Il direttore di Limes ha anche cercato di tranquillizzare sulle minacce più violente: "Uno stato che rappresenti l'intero mondo musulmano non esisterà mai". Poi, quasi a voler instillare un dubbio: "Non è anche nella nostra semplificazione che risiede la chiave del loro successo? È come se fossimo caduti nella loro trappola. Li abbiamo presi un po' troppo sul serio, e questo ci fa interrogare sulle nostre responsabilità". Quelli che combattono lo stato islamico sono gli iraniani e i curdi (per difesa). I capi dell'Isis sono anche trafficanti, il loro obiettivo è fare soldi, gli affari li fanno con noi (reperti archeologici, petrolio, ecc). "In che misura contribuiamo a questa minaccia?" si chiede Caracciolo.
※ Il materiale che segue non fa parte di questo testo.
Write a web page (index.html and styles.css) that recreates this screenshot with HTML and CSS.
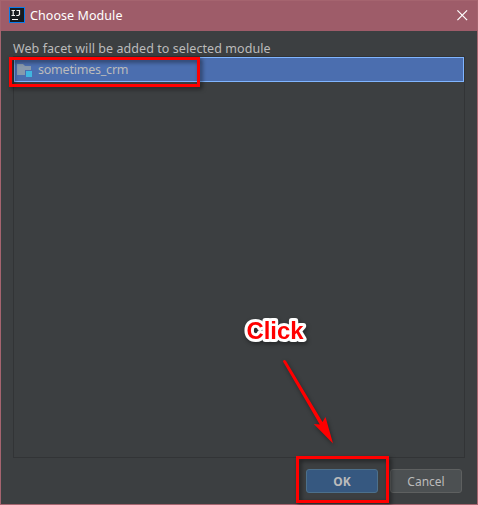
FILE: index.html
```html
<!DOCTYPE html>
<html lang="en">
<head>
<meta charset="utf-8">
<title>Choose Module</title>
<link rel="stylesheet" href="styles.css">
</head>
<body>
<div class="dialog">
  <header class="titlebar">
    <svg class="app-icon" width="16" height="16" viewBox="0 0 16 16">
      <rect x=".5" y=".5" width="15" height="15" fill="#161a1f" stroke="#087cec"/>
      <path d="M2.5 3.5H6M4.2 3.5V8.5M2.5 8.5H6M7.5 3.5H10.5V7.5L9.5 8.5H7.3M3 12.5H9" fill="none" stroke="#f2f2f2" stroke-width="1.2"/>
    </svg>
    <h1 class="title">Choose Module</h1>
    <svg class="close" width="11" height="11" viewBox="0 0 11 11"><path d="M.4.4l9.7 9.7M10.1.4L.4 10.1" stroke="#fff" stroke-width="1.2"/></svg>
  </header>
  <main class="content">
    <p class="hint">Web facet will be added to selected module</p>
    <div class="list">
      <div class="row">
        <svg class="folder" width="16" height="14" viewBox="0 0 16 14">
          <path d="M0 0H6L8 2H14V11H0Z" fill="#8799ac"/>
          <path d="M8 6H15V14H8Z" fill="#4b6eaf"/>
          <path d="M9 7H15V13H9Z" fill="#40b6e0"/>
        </svg>
        <span class="module">sometimes_crm</span>
      </div>
    </div>
    <footer class="actions">
      <button class="button primary">OK</button>
      <button class="button">Cancel</button>
    </footer>
  </main>
</div>
<div class="mark mark-module"></div>
<div class="mark mark-ok"></div>
<svg class="annotation" width="478" height="505" viewBox="0 0 478 505">
  <text class="click" x="246.5" y="339" textLength="57" lengthAdjust="spacingAndGlyphs">Click</text>
  <path class="arrow" d="M283 361.5Q284 359 286 361L322.5 422L325.5 417L333 443.5L313.8 424L319.8 424.5Z"/>
</svg>
</body>
</html>
```
FILE: styles.css
```css
* { box-sizing: border-box; }
body { margin: 0; overflow: hidden; font-family: "Noto Sans", sans-serif; }
.dialog {
  width: 478px; height: 505px;
  display: flex; flex-direction: column;
  border: 1px solid #a5646f;
  background: #3c3f41;
}
.titlebar {
  height: 30px; flex: none;
  display: flex; align-items: center;
  padding: 0 9px 0 8px;
  background: #9e5c69;
}
.app-icon { margin-top: -2px; }
.title { margin: 0 auto 0 5px; font-size: 12.5px; line-height: 20px; font-weight: 400; color: #fff; letter-spacing: .07px; }
.close { margin-top: -2px; }
.content { flex: 1; display: flex; flex-direction: column; padding: 8px 12px 10px; }
.hint { margin: 0; height: 17px; line-height: 19px; font-size: 12.5px; letter-spacing: .07px; color: #bbb; white-space: nowrap; }
.list { width: 452px; height: 402px; border: 1px solid #323436; }
.row {
  height: 25px; display: flex; align-items: center;
  padding-left: 2px;
  border: 1px solid #80b5ff;
  background: #4b6eaf;
}
.folder { margin-top: 3px; }
.module { margin: 1px 0 0 5px; font-size: 12.5px; line-height: 20px; letter-spacing: -.22px; color: #bbb; }
.actions { display: flex; justify-content: flex-end; gap: 12px; margin-top: 11px; padding-right: 3px; }
.button {
  width: 72px; height: 24px; padding: 1px 0 0;
  border: 1px solid #5e6060; border-radius: 3px;
  background: #4c5052; color: #bbb;
  font: 12px/21px "Noto Sans", sans-serif;
}
.primary { border-color: #4c708c; background: #365880; font-weight: 700; }
.mark { position: absolute; border: 3px solid #f00; filter: drop-shadow(2px 2px 2px rgba(0,0,0,.55)); }
.mark-module { left: 9px; top: 57px; width: 191px; height: 30px; }
.mark-ok { left: 296px; top: 456px; width: 93px; height: 47px; }
.annotation { position: absolute; left: 0; top: 0; pointer-events: none; filter: drop-shadow(1px 2px 2px rgba(0,0,0,.4)); }
.click {
  font: 700 24px "Liberation Sans", sans-serif;
  fill: #f00; stroke: #fff; stroke-width: 6px; stroke-linejoin: round; paint-order: stroke;
}
.arrow { fill: #f00; }
```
Non enfatizzare, quindi, stare lontano dai fake, saper verificare: è questo il compito principale degli operatori della comunicazione. "Nelle praterie del web c'è tutto, l'Isis occupa continuamente tutti gli spazi. Molta roba è costituita, appunto, da fake. Sarebbe necessaria una più attenta certificazione delle fonti" ha avvertito Paolo Scotto, aggiungendo che "molti giornalisti si sono fatti ingannare, hanno creduto a delle bufale".
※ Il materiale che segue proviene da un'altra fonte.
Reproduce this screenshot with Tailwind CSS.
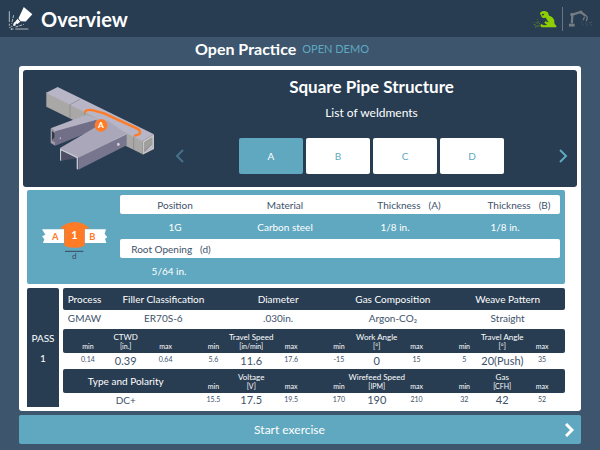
<!DOCTYPE html>
<html lang="en">
<head>
    <meta charset="UTF-8">
    <meta name="viewport" content="width=device-width, initial-scale=1.0">
    <title>Overview - Open Practice</title>
    <script src="https://cdn.jsdelivr.net/npm/@tailwindcss/browser@4"></script>
</head>
<body class="min-h-screen bg-[#3d566e] font-['Lato',sans-serif] text-[10px] leading-3 text-[#3d526a]">

<!-- Top bar -->
<header class="flex h-[37px] items-center justify-between bg-[#283d52] px-2 text-white">
    <div class="flex items-center gap-2">
        <svg class="h-[25px] w-[25px]" viewBox="24 18 76 76" fill="none" aria-hidden="true">
            <path d="M72 21L98 43L78 65L62 64L56 55Z" fill="#fff"/>
            <path d="M53 57L61 66L53 73L48 71L46 79L39 77L42 69L46 66Z" fill="#fff"/>
            <path d="M28 34V67M46 88H86" stroke="#fff" stroke-width="2"/>
            <path d="M41 46L35 72M47 82L72 74" stroke="#fff" stroke-width="2" stroke-dasharray="9 3"/>
            <path d="M28 72V78M28 83H32M34 78L37 82M34 88H41M34 86V91" stroke="#fff" stroke-width="2"/>
        </svg>
        <h1 class="text-[20px] leading-7 font-bold">Overview</h1>
    </div>
    <div class="flex items-center gap-[5px]">
        <svg class="h-6 w-6" viewBox="98 20 76 68" fill="none" aria-hidden="true">
            <path d="M120 37Q122 29 133 29Q144 29 147 37L148 43Q161 47 165 57L166 69L172 75V80H125L121 75L124 70L132 74L143 73L134 66L137 61L148 65L141 55L139 50L130 51Q123 48 124 43Z" fill="#8fce00"/>
            <path d="M126 38L134 37L131 43L127 42Z" fill="#283d52"/>
            <path d="M101 72H106M109 76H119M108 65L112 69M104 79H109M113 61L115 66M118 67L120 71M100 65H102M112 54V56" stroke="#7cb00e" stroke-width="2"/>
        </svg>
        <span class="h-6 w-px bg-[#6d747d]"></span>
        <svg class="h-6 w-6" viewBox="202 20 76 68" fill="none" aria-hidden="true">
            <path d="M205 69H223V78H205Z" fill="#757b82"/>
            <path d="M214 68L216 40L242 32L257 43" stroke="#757b82" stroke-width="7"/>
            <circle cx="215" cy="40" r="6" fill="#757b82"/>
            <circle cx="243" cy="32" r="5" fill="#757b82"/>
            <path d="M253 43Q263 42 263 51L260 61M254 48L250 58" stroke="#757b82" stroke-width="4"/>
            <path d="M257 67L265 72M247 69L251 74M268 66L278 64M260 75V78M274 70L279 76M248 62L244 66" stroke="#59636e" stroke-width="2"/>
        </svg>
    </div>
</header>

<main class="px-[19px]">
    <div class="mb-[5px] flex h-6 items-center justify-center gap-[6px] pr-9">
        <h2 class="text-[16px] font-bold text-white">Open Practice</h2>
        <span class="text-[11px] text-[#5fa8c0]">OPEN DEMO</span>
    </div>

    <div class="rounded-[3px] bg-white p-1">
        <!-- Structure and list of weldments -->
        <section class="flex h-[117px] rounded-[3px] bg-[#283d52] text-white">
            <div class="flex w-[143px] shrink-0 pt-[15px] pl-[19px]">
                <svg class="h-[87px] w-[114px]" viewBox="66 60 342 261" role="img" aria-label="Square pipe structure">
                    <path d="M79 83L113 66L402 208L368 228Z" fill="#b8b5c6"/>
                    <path d="M79 83L368 228V268L79 125Z" fill="#a9a8a6"/>
                    <path d="M79 83L368 228" stroke="#c9c8cf" stroke-width="2"/>
                    <path d="M368 228L402 208V252L368 269Z" fill="#c7c6c5"/>
                    <path d="M373 232L397 217V248L373 262Z" fill="#8e8c91"/>
                    <path d="M373 262L397 238V248Z" fill="#c5c3cf"/>
                    <path d="M373 234L396 219V236L373 255Z" fill="#a2a09f"/>
                    <path d="M150 119L180 103M150 119V160M194 142V164M341 215V255" stroke="#777680" stroke-width="1.5" fill="none"/>
                    <path d="M92 190L198 150L250 166L106 200Z" fill="#b4b1c2"/>
                    <path d="M106 199L230 164V192L106 242Z" fill="#716e87"/>
                    <path d="M92 190L106 199V242L92 234Z" fill="#9b99a6"/>
                    <path d="M96 198L104 204V231L96 225Z" fill="#34394c"/>
                    <path d="M96 225L104 217V231Z" fill="#77748a"/>
                    <ellipse cx="121" cy="220" rx="2" ry="3" fill="#c4c2cf"/>
                    <path d="M120 249L262 166L320 207L175 278Z" fill="#aaa7ba"/>
                    <path d="M175 276L320 207V241L175 314Z" fill="#78758f"/>
                    <path d="M120 249L174 276V314L170 311V280L124 257V289L120 286Z" fill="#c8c6d2"/>
                    <path d="M124 257L170 280L124 287Z" fill="#4d5064"/>
                    <path d="M175 277L320 207" stroke="#d0ceda" stroke-width="1.5"/>
                    <ellipse cx="295" cy="238" rx="4" ry="5" fill="#d5d3dc"/>
                    <path d="M195 141Q200 132 220 136L252 145L350 190Q364 197 359 207L345 212" fill="none" stroke="#ff7b26" stroke-width="7" stroke-linecap="round" stroke-linejoin="round"/>
                    <circle cx="243" cy="181" r="19" fill="#ff7b26"/>
                    <text x="243" y="189" text-anchor="middle" font-size="25" font-weight="700" fill="#fff">A</text>
                </svg>
            </div>
            <div class="flex grow flex-col items-center pt-[5px]">
                <h3 class="text-[17px] leading-6 font-bold">Square Pipe Structure</h3>
                <p class="mt-[6px] text-[12px] leading-4">List of weldments</p>
                <div class="mt-[17px] flex w-full items-center justify-between px-[9px]">
                    <button type="button" aria-label="Previous">
                        <svg class="h-[14px] w-[9px]" viewBox="0 0 9 14" fill="none" stroke="#46718b" stroke-width="2"><path d="M8 1L2 7L8 13"/></svg>
                    </button>
                    <div class="flex gap-[3px]">
                        <button type="button" class="h-9 w-16 rounded-[2px] bg-[#5fa8c0] text-white">A</button>
                        <button type="button" class="h-9 w-16 rounded-[2px] bg-white text-[#5fa8c0]">B</button>
                        <button type="button" class="h-9 w-16 rounded-[2px] bg-white text-[#5fa8c0]">C</button>
                        <button type="button" class="h-9 w-16 rounded-[2px] bg-white text-[#5fa8c0]">D</button>
                    </div>
                    <button type="button" aria-label="Next">
                        <svg class="h-[14px] w-[9px]" viewBox="0 0 9 14" fill="none" stroke="#5fa8c0" stroke-width="2"><path d="M1 1L7 7L1 13"/></svg>
                    </button>
                </div>
            </div>
        </section>

        <!-- Joint -->
        <section class="mt-[3px] mr-3 ml-1 flex rounded-[2px] bg-[#5fa8c0] pt-[5px] pr-[5px]">
            <div class="flex w-[93px] shrink-0 pt-[25px] pl-[14px]">
                <svg class="h-[42px] w-[67px]" viewBox="64 105 201 126" role="img" aria-label="Joint, root opening d">
                    <path d="M67 133H133V174H70L74 163L67 154L77 149Z" fill="#fff"/>
                    <path d="M195 133H259L255 147L263 157L256 161L260 174H195Z" fill="#fff"/>
                    <path d="M121 130Q141 111 165 111Q190 111 210 130L195 132V182Q166 195 134 182V132Z" fill="#ff7b26"/>
                    <path d="M136 199H191" stroke="#34495e" stroke-width="3"/>
                    <text x="107" y="164" text-anchor="middle" font-size="28" font-weight="700" fill="#ff7b26">A</text>
                    <text x="164" y="163" text-anchor="middle" font-size="33" font-weight="700" fill="#fff">1</text>
                    <text x="218" y="164" text-anchor="middle" font-size="28" font-weight="700" fill="#ff7b26">B</text>
                    <text x="164" y="223" text-anchor="middle" font-size="24" fill="#34495e">d</text>
                </svg>
            </div>
            <table class="w-full table-fixed text-center whitespace-nowrap">
                <tr class="h-[19px] bg-white">
                    <th class="rounded-l-[2px] font-normal">Position</th>
                    <th class="font-normal">Material</th>
                    <th class="pl-7 font-normal">Thickness<span class="pl-2">(A)</span></th>
                    <th class="rounded-r-[2px] pl-7 font-normal">Thickness<span class="pl-2">(B)</span></th>
                </tr>
                <tr class="h-[25px] text-white">
                    <td>1G</td>
                    <td>Carbon steel</td>
                    <td>1/8 in.</td>
                    <td>1/8 in.</td>
                </tr>
                <tr class="h-[19px] bg-white">
                    <th class="rounded-l-[2px] pr-2 font-normal">Root Opening<span class="pl-2">(d)</span></th>
                    <td colspan="3" class="rounded-r-[2px]"></td>
                </tr>
                <tr class="h-[26px] text-white">
                    <td class="pr-3">5/64 in.</td>
                    <td colspan="3"></td>
                </tr>
            </table>
        </section>

        <!-- Pass parameters -->
        <section class="mt-1 mr-3 ml-1 flex gap-1">
            <div class="flex w-8 shrink-0 flex-col items-center justify-center gap-2 rounded-t-[2px] bg-[#283d52] text-white">
                <span>PASS</span>
                <span>1</span>
            </div>
            <div class="grow">
                <table class="w-full table-fixed text-center whitespace-nowrap">
                    <tr class="h-[22px] bg-[#283d52] text-white">
                        <th class="w-[43px] rounded-l-[2px] font-normal">Process</th>
                        <th class="font-normal">Filler Classification</th>
                        <th class="font-normal">Diameter</th>
                        <th class="font-normal">Gas Composition</th>
                        <th class="rounded-r-[2px] font-normal">Weave Pattern</th>
                    </tr>
                    <tr class="h-[19px] align-top leading-4">
                        <td>GMAW</td>
                        <td>ER70S-6</td>
                        <td>.030in.</td>
                        <td>Argon-CO₂</td>
                        <td>Straight</td>
                    </tr>
                </table>
                <table class="w-full table-fixed text-center text-[7px] leading-[10px] whitespace-nowrap">
                    <tr class="h-[13px] bg-[#283d52] align-bottom text-[8px] text-white">
                        <th colspan="3" class="rounded-tl-[2px] font-normal">CTWD</th>
                        <th colspan="3" class="font-normal">Travel Speed</th>
                        <th colspan="3" class="font-normal">Work Angle</th>
                        <th colspan="3" class="rounded-tr-[2px] font-normal">Travel Angle</th>
                    </tr>
                    <tr class="h-[11px] bg-[#283d52] align-top leading-[9px] text-white">
                        <th class="rounded-bl-[2px] pl-2 font-normal">min</th>
                        <th class="font-normal">[in.]</th>
                        <th class="pr-1 font-normal">max</th>
                        <th class="pl-2 font-normal">min</th>
                        <th class="font-normal">[in/min]</th>
                        <th class="pr-1 font-normal">max</th>
                        <th class="pl-2 font-normal">min</th>
                        <th class="font-normal">[°]</th>
                        <th class="pr-1 font-normal">max</th>
                        <th class="pl-2 font-normal">min</th>
                        <th class="font-normal">[°]</th>
                        <th class="rounded-br-[2px] pr-1 font-normal">max</th>
                    </tr>
                    <tr class="h-[16px] align-top leading-3">
                        <td class="pl-2">0.14</td>
                        <td class="text-[11px] leading-4">0.39</td>
                        <td class="pr-1">0.64</td>
                        <td class="pl-2">5.6</td>
                        <td class="text-[11px] leading-4">11.6</td>
                        <td class="pr-1">17.6</td>
                        <td class="pl-2">-15</td>
                        <td class="text-[11px] leading-4">0</td>
                        <td class="pr-1">15</td>
                        <td class="pl-2">5</td>
                        <td class="text-[11px] leading-4">20(Push)</td>
                        <td class="pr-1">35</td>
                    </tr>
                    <tr class="h-[13px] bg-[#283d52] align-bottom text-[8px] text-white">
                        <th colspan="3" rowspan="2" class="rounded-l-[2px] align-middle text-[10px] font-normal">Type and Polarity</th>
                        <th colspan="3" class="font-normal">Voltage</th>
                        <th colspan="3" class="font-normal">Wirefeed Speed</th>
                        <th colspan="3" class="rounded-tr-[2px] font-normal">Gas</th>
                    </tr>
                    <tr class="h-[11px] bg-[#283d52] align-top leading-[9px] text-white">
                        <th class="pl-2 font-normal">min</th>
                        <th class="font-normal">[V]</th>
                        <th class="pr-1 font-normal">max</th>
                        <th class="pl-2 font-normal">min</th>
                        <th class="font-normal">[IPM]</th>
                        <th class="pr-1 font-normal">max</th>
                        <th class="pl-2 font-normal">min</th>
                        <th class="font-normal">[CFH]</th>
                        <th class="rounded-br-[2px] pr-1 font-normal">max</th>
                    </tr>
                    <tr class="h-[14px] align-top leading-3">
                        <td colspan="3" class="text-[10px] leading-[14px]">DC+</td>
                        <td class="pl-2">15.5</td>
                        <td class="text-[11px] leading-[14px]">17.5</td>
                        <td class="pr-1">19.5</td>
                        <td class="pl-2">170</td>
                        <td class="text-[11px] leading-[14px]">190</td>
                        <td class="pr-1">210</td>
                        <td class="pl-2">32</td>
                        <td class="text-[11px] leading-[14px]">42</td>
                        <td class="pr-1">52</td>
                    </tr>
                </table>
            </div>
        </section>
    </div>

    <button type="button" class="mt-1 flex h-[29px] w-full items-center rounded-[2px] bg-[#5fa8c0] px-[7px] text-[12px] leading-4 text-white">
        <span class="grow pr-3">Start exercise</span>
        <svg class="h-[14px] w-[9px]" viewBox="0 0 9 14" fill="none" stroke="currentColor" stroke-width="3" aria-hidden="true"><path d="M1 1L7 7L1 13"/></svg>
    </button>
</main>

</body>
</html>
"Sobrietà nell'uso delle immagini, in un'epoca in cui l'immagine prevale sui testi" ha invece chiesto il direttore dell'Osservatore romano. "Preparazione e rigore critico sono indispensabili, l'esempio offerto da Limes in questo senso è calzante". Poi, nel finale, una domanda in parte provocatoria: "Perché titolare il dibattito 'I media occidentali alle prese con la propaganda del terrore', sottolineando la parzialità dei soggetti coinvolti in questa sfida (i media del solo Occidente), e non - semplicemente e generalmente - 'i media'? Vediamo se si può raccontare l'Islam usando lo stesso Islam".